We are now still predicting what the corresponding $y$ should be for a given $x$, but instead of doing this with the simple:
\[y = wx + b\]We are now augmenting our $x$’s by raising them to powers from 0 - to our polynomial degree, and using seperate fitted coefcients for each of these $x$’s.
\[y = w_0x^0 + w_1x^1 + w_2x^2 + ... + w_{p-1}x^{p-1}+ w_{p}x^{p}\]This can be better expressed using a summation sign:
\[y = \sum_{i = 0}^{p} w_ix^i\]Note, that we will not have to explicitly add a $b$ for our interecept, this is inbuilt in the expression as $x^0 = 1$, and therefore $w_0 = b$.
What we have actually done is to construct what is a called a Vandermonde matrix $\mathbf{X}^{N\times P}$ from a $N$ dimensional vector, $\mathbf{x}$. In a Vandermonde matrix, each column is the orginal $\mathbf{x}$, raised element-wise to a power, up to the $p^{th}$ degree of the polynomial that we want to fit.
\[\mathbf{V} = \begin{bmatrix} x_1^0 & x_1 & x_1^2 & x_1^3 &\cdots & x_1^p \\ x_2^0 & x_2 & x_2^2 & x_2^3 &\cdots & x_2^p \\ \vdots&\vdots&\vdots&\vdots& \ddots & \vdots \\ x_N^0 & x_N & x_N^2 & x_N^3 &\cdots & x_N^p \end{bmatrix}\]Therefore, in matrix notation (like the least squares solution above), the equation that we are using to find a predicted $y$ from an $x$ value is:
\[\mathbf{y} = \mathbf{X}\mathbf{\beta}\]Where:
$\mathbf{y}$ is the original vector of target $y$ values
$\mathbf{X}$ is a Vandermonde matrix constructed from the original $\mathbf{x}$
$\mathbf{\beta}$ is our vector of weights, or coefficients
Don’t worry if you’ve not done/forgotten what happens when a vector and matrix meet.
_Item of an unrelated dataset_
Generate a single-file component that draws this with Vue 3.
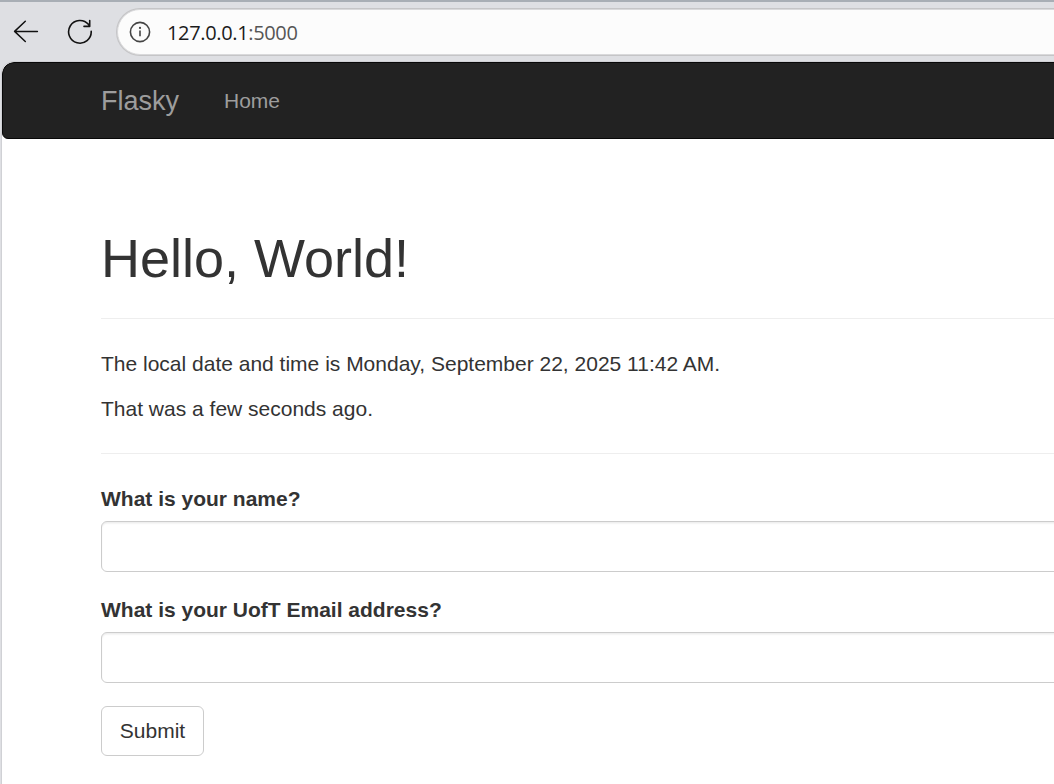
<script setup>
const fields = [
  { id: 'name', label: 'What is your name?' },
  { id: 'email', label: 'What is your UofT Email address?' }
]
</script>

<template>
  <div class="window">
    <header class="toolbar">
      <svg class="back" width="26" height="24" viewBox="0 0 26 24" fill="none" stroke="#111" stroke-width="1.5" stroke-linecap="round" stroke-linejoin="round">
        <path d="M12.3 1.3 1.6 11.4 12.3 21.5M1.8 11.4H24.4" />
      </svg>
      <svg class="reload" width="26" height="26" viewBox="0 0 26 26" fill="none" stroke="#111" stroke-width="1.6" stroke-linecap="round" stroke-linejoin="round">
        <path d="M24.2 12.2A11.3 11.3 0 1 1 21.6 5.6L22.7 7M22.7 1.6V7.4H17" />
      </svg>
      <div class="address">
        <svg class="info" width="22" height="22" viewBox="0 0 22 22" fill="none" stroke="#444" stroke-width="1.6">
          <circle cx="11" cy="11" r="9.6" />
          <path d="M11 9.5V15.2" />
          <circle cx="11" cy="6.9" r="1.1" fill="#444" stroke="none" />
        </svg>
        <span class="url">127.0.0.1<span class="port">:5000</span></span>
      </div>
    </header>
    <div class="page">
      <nav class="navbar">
        <a class="brand">Flasky</a>
        <a class="link">Home</a>
      </nav>
      <main class="content">
        <h1>Hello, World!</h1>
        <p class="date">The local date and time is Monday, September 22, 2025 11:42 AM.</p>
        <p class="ago">That was a few seconds ago.</p>
        <form @submit.prevent>
          <div v-for="f in fields" :key="f.id" class="group">
            <label :for="f.id">{{ f.label }}</label>
            <input :id="f.id" type="text" />
          </div>
          <button type="submit">Submit</button>
        </form>
      </main>
    </div>
  </div>
</template>

<style>
body { margin: 0; overflow: hidden; }
</style>

<style scoped>
.window {
  box-sizing: border-box;
  width: 1054px;
  height: 784px;
  overflow: hidden;
  background: #dedfe3;
  border-top: 2px solid #a8aeb5;
  font-family: "Liberation Sans", Arial, sans-serif;
  font-size: 21px;
  line-height: 30px;
  color: #333;
}
.toolbar {
  display: flex;
  align-items: center;
  box-sizing: border-box;
  height: 60px;
  padding-left: 13px;
}
.back { margin-right: 28px; }
.reload { margin-right: 24px; }
.toolbar svg { flex: none; }
.address {
  display: flex;
  align-items: center;
  box-sizing: border-box;
  flex: 1;
  height: 46px;
  margin-right: -40px;
  padding-left: 11px;
  border: 1px solid #d9d9db;
  border-radius: 23px;
  background: #fcfcfc;
  box-shadow: 0 0 0 1px #c5c5c7;
}
.url {
  margin-left: 16px;
  padding-top: 1px;
  font-family: "Open Sans", sans-serif;
  font-size: 20px;
  letter-spacing: -0.35px;
  color: #1b1b1b;
}
.port { color: #555; }
.page {
  height: 722px;
  margin-left: 2px;
  background: #fff;
  border-top-left-radius: 12px;
  box-shadow: 0 0 0 1px #d0d1d5;
  overflow: hidden;
  width: 1052px;
}
.navbar {
  display: flex;
  align-items: center;
  box-sizing: border-box;
  width: 1100px;
  height: 77px;
  padding-left: 98px;
  border: 1px solid #080808;
  border-radius: 12px 6px 6px 6px;
  background: #222;
  color: #9d9d9d;
}
.brand { width: 123px; font-size: 27px; }
.content { width: 1100px; padding-left: 99px; }
h1 {
  margin: 90px 0 30px;
  height: 89px;
  border-bottom: 1px solid #eee;
  font-size: 54px;
  font-weight: 500;
  line-height: 59px;
}
p { margin: 0 0 15px; }
.ago { padding-bottom: 29px; border-bottom: 1px solid #eee; margin-bottom: 30px; }
.group { margin-bottom: 23px; }
label {
  display: block;
  margin-bottom: 7px;
  font-weight: 700;
}
input {
  display: block;
  box-sizing: border-box;
  width: 1100px;
  height: 51px;
  border: 1px solid #ccc;
  border-radius: 6px;
  background: #fff;
  box-shadow: inset 0 1.5px 1.5px rgba(0, 0, 0, 0.075);
}
button {
  display: block;
  box-sizing: border-box;
  width: 103px;
  height: 50px;
  padding: 0;
  border: 1px solid #ccc;
  border-radius: 6px;
  background: #fff;
  color: #333;
  font: inherit;
}
</style>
Above is just a concise way of writing $ \sum_{i}^{n}y_i = \sum_{i}^{n}w_0x_i^0 + w_1x_i^1 + … + + w_{p}x_i^{p}$. So we are just looping through all of the datapoints in the $\mathbf{y}$ and original $\mathbf{x}$ vectors.
Okay, well know we know this, we don’t need np.polyfit!
- note the pretty cool use of a closure, to replicate the np.poly1d() call functionality
def give_me_a_line_like_excel_without_polyfit(x,y, deg = 8):
deg += 1 # just to replicate np.polyfits deg argument
# construct a matrix of polynomials
X = np.vander(x, deg)
# now plugin our least squares "solution"
XX = np.linalg.inv(np.dot(X.T, X))
Xt_y = np.dot(X.T, y.T)
beta = np.dot(XX, Xt_y)
# make a python closure to replicate the behaviour of np.poly1d
def my_p_obj(new_x):
# first we make our X matrix
X = np.vander(new_x, deg)
# now loop through our coffecients to get new_y vector
line_best_fit = np.zeros(new_x.shape)
for col_i,weight in enumerate(beta[:-1]):
line_best_fit += weight*X[:,col_i]
line_best_fit += beta[-1]
return line_best_fit
# return our closure function
return my_p_obj
my_p_obj = give_me_a_line_like_excel_without_polyfit(x,y)
x_line = np.linspace(min(x), max(x), 100)
y_line = my_p_obj(x_line)
plt.plot(x,y, 'o')
plt.plot(x_line,y_line, 'r--')
p.s. It’s probably worth noting that in practice, people don’t actually invert $X^TX$ so directly. Instead, you should use things like np.linalg.lstsq().